About this Research Topic
The term takes on different meanings depending on disciplinary contexts and traditions (e.g. cognitive science / psycholinguistics, neuroscience or computer science), but it generally encompasses one or more aspects of dealing with temporally structured information, including learning, recognition, transduction, prediction and production. Thus, at its core, the problem presents many different facets and degrees of complexity and expresses itself either explicitly in observable behavioral phenotypes or implicitly in abstract cognitive domains. Importantly, the acquisition of sequential structure and regularities in time appears to be a predominantly implicit and unsupervised process, with sensitivity to order and timing being a pervasive characteristic of the mammalian neocortex. Understanding the phenomenon in its many facets and, particularly, grounding its expression in neurobiological mechanisms is fundamental to establish causal links between brain, cognition and behavior.
Regardless of how the process is expressed and the peculiarities of the task at hand, the computation is biophysically realized in neural hardware. To a first approximation, neural circuits are recurrently coupled networks and, as such, are naturally suited to discover structure in temporal information.
Contingent on the architectural details, the power of recurrent circuits spans the entire hierarchy of computational complexity, from recognizing simple sequences to Turing-completeness. In contrast, biophysical models aiming to elucidate cortical operations, such as spiking neural networks in conjunction with non-supervised learning rules, are typically restricted to sequences of significantly lower complexity.
Recent studies unveiled promising candidate mechanisms, ranging from cellular (dendritic computation) and synaptic level (reward-modulated plasticity) to architectures involving distinct cortical and sub-cortical regions. These could serve as bases for new biologically-inspired computational models that go beyond investigating individual task features, validating existing and generating new hypotheses that in turn can drive experimental research. Such computational models can also be instrumental in bridging the conceptual and discursive gaps between neuroscience and the cognitive and linguistic domains, which study the topic through more formal and rigorous frameworks but often rely on highly abstract models to support their findings and/or are agnostic to neural mechanisms.
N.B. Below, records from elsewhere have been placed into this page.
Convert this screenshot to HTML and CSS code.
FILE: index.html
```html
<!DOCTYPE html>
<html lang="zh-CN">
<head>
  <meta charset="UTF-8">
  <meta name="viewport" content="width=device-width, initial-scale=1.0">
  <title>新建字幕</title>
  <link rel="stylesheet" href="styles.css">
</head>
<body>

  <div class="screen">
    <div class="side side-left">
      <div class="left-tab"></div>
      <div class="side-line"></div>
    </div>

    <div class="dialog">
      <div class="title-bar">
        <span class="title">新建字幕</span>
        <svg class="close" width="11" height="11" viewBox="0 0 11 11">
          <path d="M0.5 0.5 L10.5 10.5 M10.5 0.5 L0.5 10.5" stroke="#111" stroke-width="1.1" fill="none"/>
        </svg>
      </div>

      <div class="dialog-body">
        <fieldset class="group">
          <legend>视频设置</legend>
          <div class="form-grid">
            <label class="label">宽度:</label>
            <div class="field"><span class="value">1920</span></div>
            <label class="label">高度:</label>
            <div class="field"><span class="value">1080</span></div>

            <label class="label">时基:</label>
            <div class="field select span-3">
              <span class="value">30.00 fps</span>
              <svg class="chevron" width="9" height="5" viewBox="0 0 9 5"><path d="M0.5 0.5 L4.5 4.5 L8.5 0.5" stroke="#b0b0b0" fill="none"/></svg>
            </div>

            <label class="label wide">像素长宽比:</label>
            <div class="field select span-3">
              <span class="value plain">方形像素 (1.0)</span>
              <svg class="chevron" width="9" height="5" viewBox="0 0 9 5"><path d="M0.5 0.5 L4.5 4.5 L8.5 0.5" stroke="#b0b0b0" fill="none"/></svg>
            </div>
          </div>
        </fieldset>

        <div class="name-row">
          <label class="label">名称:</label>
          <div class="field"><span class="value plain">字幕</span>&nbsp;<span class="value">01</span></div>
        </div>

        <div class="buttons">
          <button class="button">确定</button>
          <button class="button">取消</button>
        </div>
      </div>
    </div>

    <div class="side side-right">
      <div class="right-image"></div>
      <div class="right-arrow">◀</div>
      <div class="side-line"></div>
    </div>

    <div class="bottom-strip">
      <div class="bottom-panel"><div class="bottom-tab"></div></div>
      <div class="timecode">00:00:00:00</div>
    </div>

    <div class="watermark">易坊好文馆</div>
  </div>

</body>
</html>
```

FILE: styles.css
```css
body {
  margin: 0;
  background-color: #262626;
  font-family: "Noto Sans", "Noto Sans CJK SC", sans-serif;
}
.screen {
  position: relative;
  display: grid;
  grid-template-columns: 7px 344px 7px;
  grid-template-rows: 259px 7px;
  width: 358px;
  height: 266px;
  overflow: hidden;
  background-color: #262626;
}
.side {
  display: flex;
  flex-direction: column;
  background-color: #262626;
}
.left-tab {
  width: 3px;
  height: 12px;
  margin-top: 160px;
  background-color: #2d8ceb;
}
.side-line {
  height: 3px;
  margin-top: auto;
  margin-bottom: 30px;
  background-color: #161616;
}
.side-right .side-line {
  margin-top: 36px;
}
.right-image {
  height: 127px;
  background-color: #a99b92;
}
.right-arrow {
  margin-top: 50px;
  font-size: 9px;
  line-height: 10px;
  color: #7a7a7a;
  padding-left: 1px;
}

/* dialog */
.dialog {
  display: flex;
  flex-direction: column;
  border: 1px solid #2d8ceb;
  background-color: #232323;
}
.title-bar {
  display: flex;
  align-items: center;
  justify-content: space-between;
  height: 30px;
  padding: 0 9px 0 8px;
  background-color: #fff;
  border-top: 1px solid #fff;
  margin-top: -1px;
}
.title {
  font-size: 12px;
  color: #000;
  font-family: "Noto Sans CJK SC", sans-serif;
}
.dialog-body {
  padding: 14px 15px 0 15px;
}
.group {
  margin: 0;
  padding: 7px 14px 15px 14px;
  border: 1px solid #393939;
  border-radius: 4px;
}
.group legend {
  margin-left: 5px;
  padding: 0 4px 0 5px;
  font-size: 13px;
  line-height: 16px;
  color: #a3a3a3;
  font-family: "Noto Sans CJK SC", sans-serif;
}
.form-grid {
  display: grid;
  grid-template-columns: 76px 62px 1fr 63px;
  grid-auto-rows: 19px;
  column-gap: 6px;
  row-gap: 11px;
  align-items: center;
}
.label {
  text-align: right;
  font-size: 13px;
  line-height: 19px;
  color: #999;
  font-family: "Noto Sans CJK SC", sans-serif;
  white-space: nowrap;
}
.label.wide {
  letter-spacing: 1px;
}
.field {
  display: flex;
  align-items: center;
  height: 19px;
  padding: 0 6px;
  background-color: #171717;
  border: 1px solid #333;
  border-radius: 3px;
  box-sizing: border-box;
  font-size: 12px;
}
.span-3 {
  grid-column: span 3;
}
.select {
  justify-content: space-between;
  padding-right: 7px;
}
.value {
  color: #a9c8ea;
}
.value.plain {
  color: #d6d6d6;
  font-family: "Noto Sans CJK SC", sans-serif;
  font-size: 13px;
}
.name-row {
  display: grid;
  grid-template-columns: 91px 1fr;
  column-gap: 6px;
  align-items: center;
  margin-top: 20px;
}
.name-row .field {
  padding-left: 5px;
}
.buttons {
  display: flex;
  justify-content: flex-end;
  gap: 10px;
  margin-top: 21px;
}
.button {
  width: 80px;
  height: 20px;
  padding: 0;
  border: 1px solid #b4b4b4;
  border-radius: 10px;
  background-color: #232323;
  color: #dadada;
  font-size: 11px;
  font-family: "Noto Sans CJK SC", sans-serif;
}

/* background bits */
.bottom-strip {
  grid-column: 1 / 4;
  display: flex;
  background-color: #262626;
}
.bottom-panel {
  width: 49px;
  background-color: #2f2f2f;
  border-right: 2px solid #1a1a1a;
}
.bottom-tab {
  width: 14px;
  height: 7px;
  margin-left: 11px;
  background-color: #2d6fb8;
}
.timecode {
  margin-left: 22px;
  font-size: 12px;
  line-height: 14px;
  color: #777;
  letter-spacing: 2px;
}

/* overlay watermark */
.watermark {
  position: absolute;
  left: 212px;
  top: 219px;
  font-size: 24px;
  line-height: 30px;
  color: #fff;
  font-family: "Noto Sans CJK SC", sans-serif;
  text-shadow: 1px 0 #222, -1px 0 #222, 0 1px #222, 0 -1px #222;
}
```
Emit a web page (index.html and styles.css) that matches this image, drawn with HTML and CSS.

This Research Topic calls on theoretical, computational and experimental works that explore and advance our understanding of the mechanisms that endow neural circuits with general capabilities for learning and processing sequential structure. Relevant problems may range from pattern perception, examining the timing and temporal properties of pattern representations, to rule learning, segmentation and chunking, or compositionality. These and other aspects may be explored in the context of any area of cognition and behavior (e.g., navigation, reasoning, language, etc).
We aim to bring together contributions that investigate biophysical processes and thus require a minimal degree of biological verisimilitude. However, artificial neural networks incorporating clear biological properties, such as excitation and inhibition, will also be considered. Authors are invited to focus on (but not limited to) novel mechanisms, architectures and computational principles supporting sequence processing, including neuronal morphology, plausible (local or reward-based) learning rules and circuit motifs. Additionally, we welcome modeling studies rooted in the cognitive sciences, psychology or psycholinguistics, which involve established paradigms and more complex tasks, and attempt the transition from abstract to biologically more detailed models. The scope further extends to neurophysiological experiments on both human and non-human subjects, that scrutinize the neural activity/biophysical processes during the aforementioned or similar behavioral tasks.
Even though we primarily welcome Original Research submissions, we also accept other types of articles. We particularly encourage Perspective and Opinion pieces that provide a synergistic view and strategies for integrating cross-domain knowledge towards a deeper, mechanistic understanding of how the brain exploits temporal regularities in the environment.
Keywords: Sequence processing, Temporal sequences, Symbolic sequences, Serial order, Sequential behavior, Biophysical models, Spiking networks, Biological learning, Functional circuits, Rule learning, Synaptic plasticity, Neurophysiological experiments
Important Note: All contributions to this Research Topic must be within the scope of the section and journal to which they are submitted, as defined in their mission statements. Frontiers reserves the right to guide an out-of-scope manuscript to a more suitable section or journal at any stage of peer review.